Scope

We take the smallest reasonable definition of a 128-bit integer, two 64-bit words, and turn it into a usable arithmetic type whose generated code is indistinguishable from a builtin __uint128_t.

This post is explicitly not about dynamically-sized big integer arithmetic. It is about being explicit with range bounds and letting the compiler emit the exact instructions we want. The scope is deliberately limited: unsigned arithmetic, fixed width, modern x64, with Clang and GCC as the primary targets and notes for MSVC where it differs.

Why fixed-width big integers

In many domains, especially geometry and numerics, we do not need arbitrary precision. We need enough precision to be exact for known bounds, and we need the cost to be predictable.

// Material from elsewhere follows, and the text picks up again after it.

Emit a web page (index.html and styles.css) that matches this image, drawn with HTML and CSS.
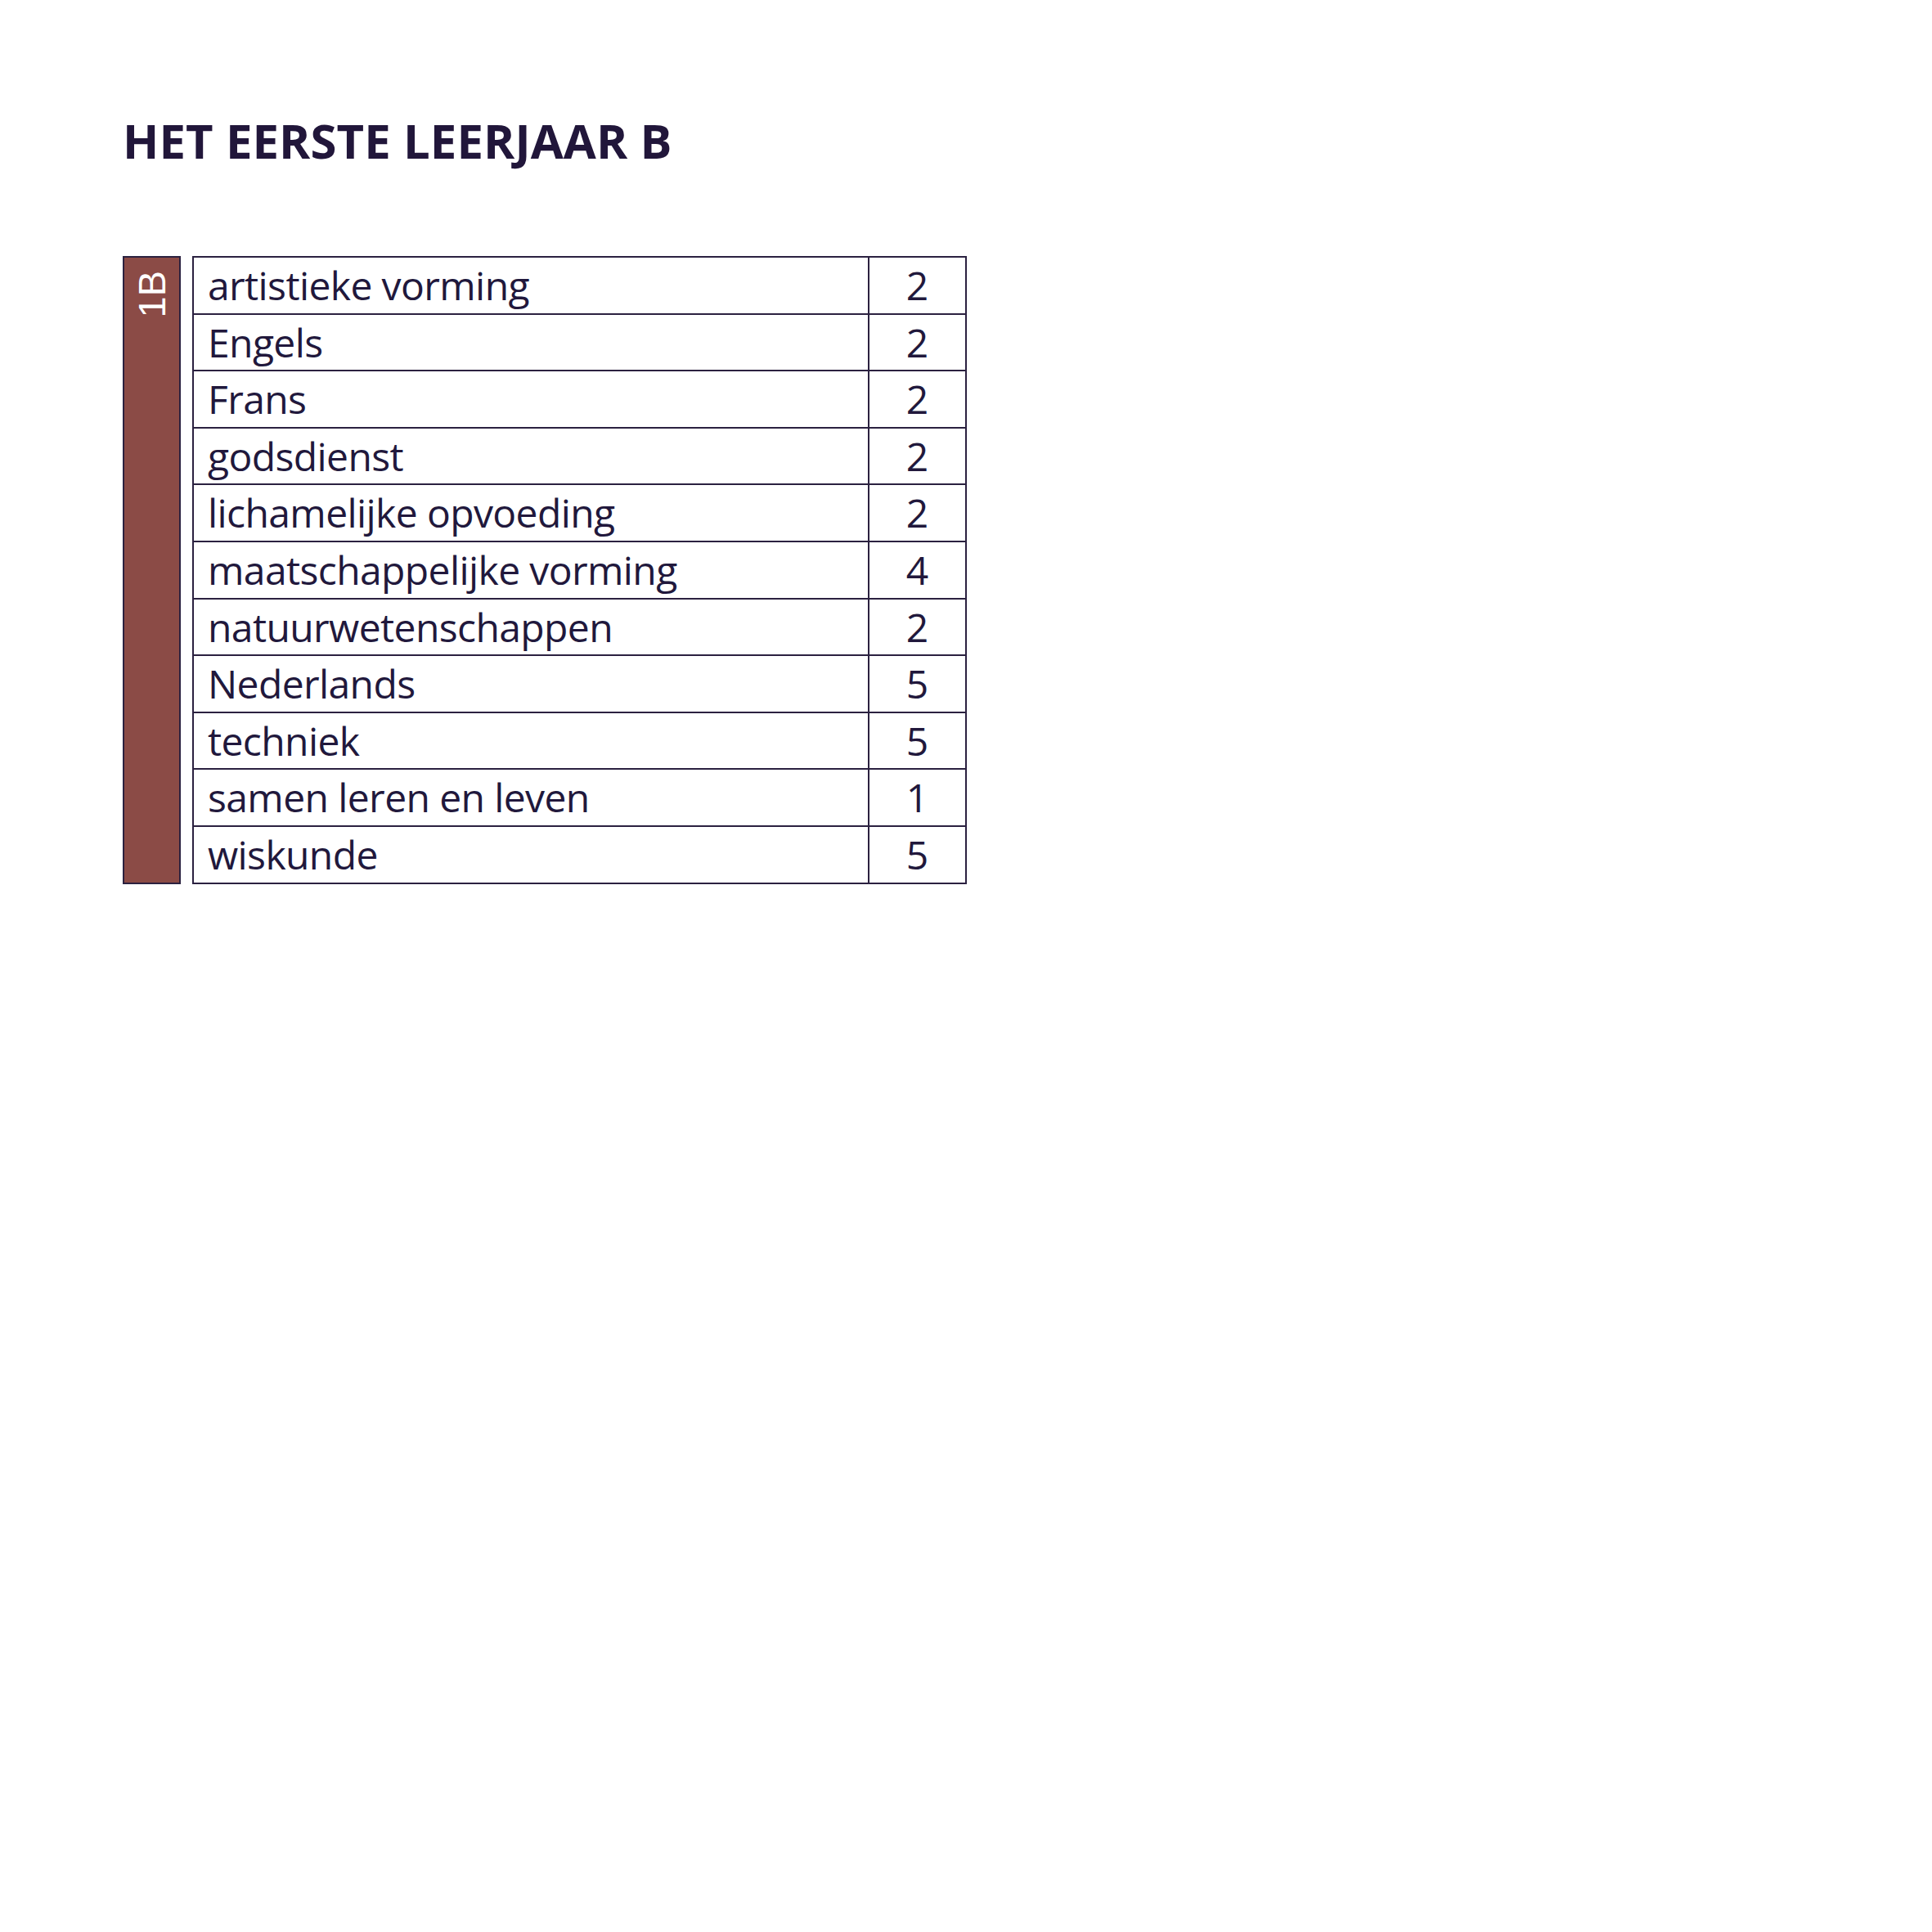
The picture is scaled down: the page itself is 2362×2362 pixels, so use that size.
FILE: index.html
```html
<!DOCTYPE html>
<html lang="nl">
<head>
<meta charset="utf-8">
<title>Het eerste leerjaar B</title>
<link rel="stylesheet" href="styles.css">
</head>
<body>
<main class="page">
  <h1 class="title">HET EERSTE LEERJAAR B</h1>
  <section class="schedule">
    <div class="grade-bar"><span class="grade-label">1B</span></div>
    <div class="subjects">
      <div class="row"><div class="subject">artistieke vorming</div><div class="hours">2</div></div>
      <div class="row"><div class="subject">Engels</div><div class="hours">2</div></div>
      <div class="row"><div class="subject">Frans</div><div class="hours">2</div></div>
      <div class="row"><div class="subject">godsdienst</div><div class="hours">2</div></div>
      <div class="row"><div class="subject">lichamelijke opvoeding</div><div class="hours">2</div></div>
      <div class="row"><div class="subject">maatschappelijke vorming</div><div class="hours">4</div></div>
      <div class="row"><div class="subject">natuurwetenschappen</div><div class="hours">2</div></div>
      <div class="row"><div class="subject">Nederlands</div><div class="hours">5</div></div>
      <div class="row"><div class="subject">techniek</div><div class="hours">5</div></div>
      <div class="row"><div class="subject">samen leren en leven</div><div class="hours">1</div></div>
      <div class="row"><div class="subject">wiskunde</div><div class="hours">5</div></div>
    </div>
  </section>
</main>
</body>
</html>
```

FILE: styles.css
```css
html, body {
  margin: 0;
  padding: 0;
  background: #ffffff;
}

.page {
  padding: 132px 0 0 150px;
  color: #21183c;
  font-family: "Open Sans", "Noto Sans", sans-serif;
}

.title {
  margin: 0 0 102px 0;
  font-size: 58px;
  font-weight: 700;
  letter-spacing: 0.1px;
  line-height: normal;
  color: #21163a;
}

.schedule {
  display: flex;
  align-items: stretch;
  gap: 14px;
}

.grade-bar {
  width: 67px;
  background: #8b4b46;
  border: 2px solid #2b2140;
  display: flex;
  flex-direction: column;
  align-items: center;
  padding-top: 16px;
}

.grade-label {
  writing-mode: vertical-rl;
  transform: rotate(180deg);
  font-family: "Liberation Sans", Arial, sans-serif;
  font-size: 47px;
  line-height: 1;
  color: #ffffff;
}

.subjects {
  width: 943px;
  border: 2px solid #2b2140;
}

.row {
  display: grid;
  grid-template-columns: 1fr 117px;
  height: 67.6px;
  border-top: 2px solid #2b2140;
}

.row:first-child {
  border-top: none;
}

.subject {
  padding-left: 17px;
  font-size: 48px;
  letter-spacing: -0.6px;
  line-height: 67px;
  border-right: 2px solid #2b2140;
  white-space: nowrap;
}

.hours {
  text-align: center;
  font-size: 48px;
  line-height: 67px;
}
```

Dynamic big integer libraries solve a different problem. They are flexible and general, but they pay for that generality in memory traffic, branches, and indirection. If your values fit into a fixed number of bits and you know that ahead of time, fixed-width arithmetic is usually the better trade. (In fact, our high-performance exact mesh booleans are completely built on this: Exact Arithmetic in Solidean)

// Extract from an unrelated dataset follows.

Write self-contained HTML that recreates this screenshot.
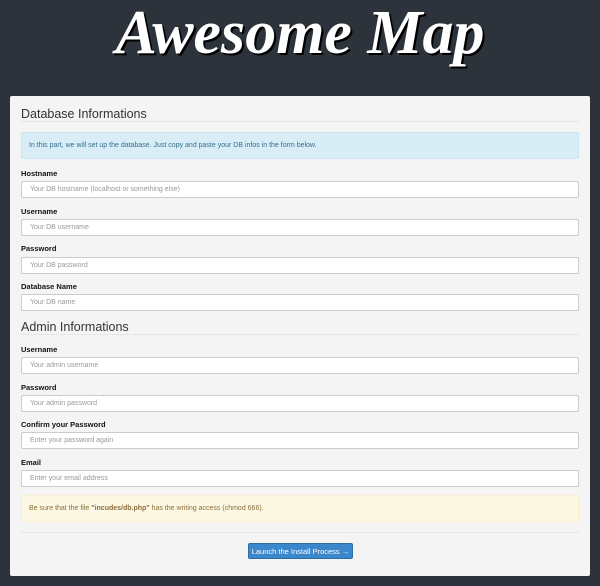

A 128-bit integer is the gateway drug to fixed-width arithmetic. It is the smallest width that is no longer builtin, while still mapping cleanly to the underlying hardware. Once the carry and multiply patterns are explicit at 128 bits, extending them to 192 or 256 bits is straightforward. In production, we use 256-bit integers in our hot paths and go up to 564 bits for certain edge cases.

Representation

We represent a 128-bit unsigned integer as two 64-bit limbs. You can literally think of this as writing the u128 as a 2-digit number in base \(2^{64}\). Because it's unsigned, we don't need to think about two's complement.

#include <cstdint>
#include <immintrin.h> // _addcarry_u64, _subborrow_u64, _mulx_u64

// this is the type used in the intrinsics signature
// (and uint64_t is unsigned long, not unsigned long long...)
using u64 = unsigned long long;

struct u128
{
    u64 low = 0;
    u64 high = 0;
};

Addition, with carry

We start off easy. Addition is simply done using long addition on our base \(2^{64}\) digits. The intrinsic _addcarry_u64 corresponds to the x64 instruction adc and is exactly what we need: Given two u64 summands and an input carry (0 or 1), we get the u64 result (via a slightly cumbersome output parameter) and a new carry.

u128 operator+(u128 a, u128 b) 
{
    u128 r;
    unsigned char c = _addcarry_u64(0, a.low,  b.low,  &r.low);
    (void)_addcarry_u64(c, a.high, b.high, &r.high);
    return r;
}

The generated assembly is exactly what you would write by hand.

operator+(u128, u128):
        mov     rax, rdi
        add     rax, rdx
        adc     rsi, rcx
        mov     rdx, rsi
        ret

The moves are just calling convention noise. The core is an add (because the first addition has no input carry) followed by an adc. This is identical to what the compiler emits for __uint128_t addition.

A small but important point is that intrinsics are preferable to inline assembly here. They act like specialized IR operations. The compiler understands their semantics, can schedule around them, and can still optimize aggressively. Inline assembly is more of a black box and much easier to get wrong or inhibit optimizations.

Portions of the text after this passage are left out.